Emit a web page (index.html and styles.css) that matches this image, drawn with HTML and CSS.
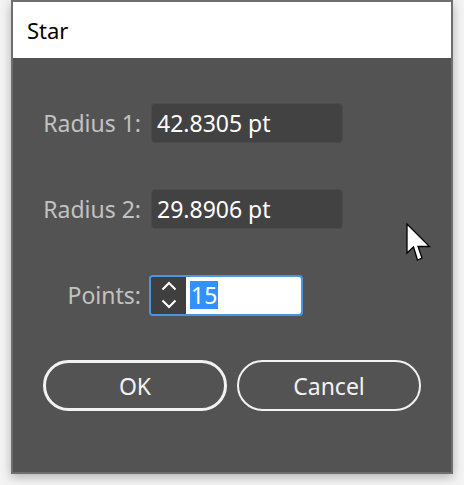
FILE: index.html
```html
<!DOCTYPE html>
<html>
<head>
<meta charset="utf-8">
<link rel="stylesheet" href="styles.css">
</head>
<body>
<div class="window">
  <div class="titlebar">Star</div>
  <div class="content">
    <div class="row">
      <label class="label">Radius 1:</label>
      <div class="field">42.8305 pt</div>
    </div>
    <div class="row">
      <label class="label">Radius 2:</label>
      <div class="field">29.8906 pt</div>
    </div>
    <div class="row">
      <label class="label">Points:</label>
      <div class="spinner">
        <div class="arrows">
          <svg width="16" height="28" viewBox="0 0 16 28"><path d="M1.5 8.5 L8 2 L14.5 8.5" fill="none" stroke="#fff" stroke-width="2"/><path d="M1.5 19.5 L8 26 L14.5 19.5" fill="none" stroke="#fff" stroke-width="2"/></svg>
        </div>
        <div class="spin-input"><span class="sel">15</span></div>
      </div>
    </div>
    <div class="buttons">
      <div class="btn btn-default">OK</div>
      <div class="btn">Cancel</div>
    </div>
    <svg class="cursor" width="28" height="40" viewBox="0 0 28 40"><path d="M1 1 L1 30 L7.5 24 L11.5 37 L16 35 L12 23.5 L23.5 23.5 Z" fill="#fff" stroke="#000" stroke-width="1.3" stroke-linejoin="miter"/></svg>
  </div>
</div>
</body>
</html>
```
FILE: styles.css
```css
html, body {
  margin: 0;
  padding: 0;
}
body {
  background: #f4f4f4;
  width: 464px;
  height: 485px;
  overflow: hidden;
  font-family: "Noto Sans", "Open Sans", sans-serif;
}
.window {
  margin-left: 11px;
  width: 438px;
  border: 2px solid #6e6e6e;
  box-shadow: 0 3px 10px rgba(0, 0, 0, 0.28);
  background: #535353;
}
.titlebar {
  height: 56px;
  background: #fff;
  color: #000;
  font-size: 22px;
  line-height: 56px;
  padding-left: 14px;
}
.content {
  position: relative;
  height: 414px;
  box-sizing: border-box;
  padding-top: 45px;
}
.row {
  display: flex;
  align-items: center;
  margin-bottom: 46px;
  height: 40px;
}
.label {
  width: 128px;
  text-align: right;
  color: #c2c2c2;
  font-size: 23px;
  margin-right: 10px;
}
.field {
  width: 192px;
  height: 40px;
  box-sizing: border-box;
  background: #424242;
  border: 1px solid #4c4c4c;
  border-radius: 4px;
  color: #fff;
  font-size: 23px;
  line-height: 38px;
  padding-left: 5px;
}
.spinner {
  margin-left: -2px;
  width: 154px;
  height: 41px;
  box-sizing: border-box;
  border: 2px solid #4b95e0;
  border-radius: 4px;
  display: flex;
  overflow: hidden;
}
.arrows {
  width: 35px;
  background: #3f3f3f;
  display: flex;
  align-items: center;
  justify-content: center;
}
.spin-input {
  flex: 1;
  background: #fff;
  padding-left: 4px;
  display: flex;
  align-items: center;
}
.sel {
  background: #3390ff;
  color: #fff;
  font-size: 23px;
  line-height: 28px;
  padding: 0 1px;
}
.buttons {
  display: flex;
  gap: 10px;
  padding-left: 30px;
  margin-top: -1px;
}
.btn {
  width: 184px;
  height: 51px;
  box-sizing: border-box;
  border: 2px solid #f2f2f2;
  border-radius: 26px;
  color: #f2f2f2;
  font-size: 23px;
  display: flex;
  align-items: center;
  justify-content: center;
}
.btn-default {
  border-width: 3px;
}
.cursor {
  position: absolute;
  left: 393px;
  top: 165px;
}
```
══════════════════════════════
--- Directions ---
Give an exact copy of the material, leaving out every picture.

--- Solution for this task ---
Emit a web page (index.html and styles.css) that matches this image, drawn with HTML and CSS.
FILE: index.html
```html
<!DOCTYPE html>
<html>
<head>
<meta charset="utf-8">
<link rel="stylesheet" href="styles.css">
</head>
<body>
<div class="window">
  <div class="titlebar">Star</div>
  <div class="content">
    <div class="row">
      <label class="label">Radius 1:</label>
      <div class="field">42.8305 pt</div>
    </div>
    <div class="row">
      <label class="label">Radius 2:</label>
      <div class="field">29.8906 pt</div>
    </div>
    <div class="row">
      <label class="label">Points:</label>
      <div class="spinner">
        <div class="arrows">
          <svg width="16" height="28" viewBox="0 0 16 28"><path d="M1.5 8.5 L8 2 L14.5 8.5" fill="none" stroke="#fff" stroke-width="2"/><path d="M1.5 19.5 L8 26 L14.5 19.5" fill="none" stroke="#fff" stroke-width="2"/></svg>
        </div>
        <div class="spin-input"><span class="sel">15</span></div>
      </div>
    </div>
    <div class="buttons">
      <div class="btn btn-default">OK</div>
      <div class="btn">Cancel</div>
    </div>
    <svg class="cursor" width="28" height="40" viewBox="0 0 28 40"><path d="M1 1 L1 30 L7.5 24 L11.5 37 L16 35 L12 23.5 L23.5 23.5 Z" fill="#fff" stroke="#000" stroke-width="1.3" stroke-linejoin="miter"/></svg>
  </div>
</div>
</body>
</html>
```
FILE: styles.css
```css
html, body {
  margin: 0;
  padding: 0;
}
body {
  background: #f4f4f4;
  width: 464px;
  height: 485px;
  overflow: hidden;
  font-family: "Noto Sans", "Open Sans", sans-serif;
}
.window {
  margin-left: 11px;
  width: 438px;
  border: 2px solid #6e6e6e;
  box-shadow: 0 3px 10px rgba(0, 0, 0, 0.28);
  background: #535353;
}
.titlebar {
  height: 56px;
  background: #fff;
  color: #000;
  font-size: 22px;
  line-height: 56px;
  padding-left: 14px;
}
.content {
  position: relative;
  height: 414px;
  box-sizing: border-box;
  padding-top: 45px;
}
.row {
  display: flex;
  align-items: center;
  margin-bottom: 46px;
  height: 40px;
}
.label {
  width: 128px;
  text-align: right;
  color: #c2c2c2;
  font-size: 23px;
  margin-right: 10px;
}
.field {
  width: 192px;
  height: 40px;
  box-sizing: border-box;
  background: #424242;
  border: 1px solid #4c4c4c;
  border-radius: 4px;
  color: #fff;
  font-size: 23px;
  line-height: 38px;
  padding-left: 5px;
}
.spinner {
  margin-left: -2px;
  width: 154px;
  height: 41px;
  box-sizing: border-box;
  border: 2px solid #4b95e0;
  border-radius: 4px;
  display: flex;
  overflow: hidden;
}
.arrows {
  width: 35px;
  background: #3f3f3f;
  display: flex;
  align-items: center;
  justify-content: center;
}
.spin-input {
  flex: 1;
  background: #fff;
  padding-left: 4px;
  display: flex;
  align-items: center;
}
.sel {
  background: #3390ff;
  color: #fff;
  font-size: 23px;
  line-height: 28px;
  padding: 0 1px;
}
.buttons {
  display: flex;
  gap: 10px;
  padding-left: 30px;
  margin-top: -1px;
}
.btn {
  width: 184px;
  height: 51px;
  box-sizing: border-box;
  border: 2px solid #f2f2f2;
  border-radius: 26px;
  color: #f2f2f2;
  font-size: 23px;
  display: flex;
  align-items: center;
  justify-content: center;
}
.btn-default {
  border-width: 3px;
}
.cursor {
  position: absolute;
  left: 393px;
  top: 165px;
}
```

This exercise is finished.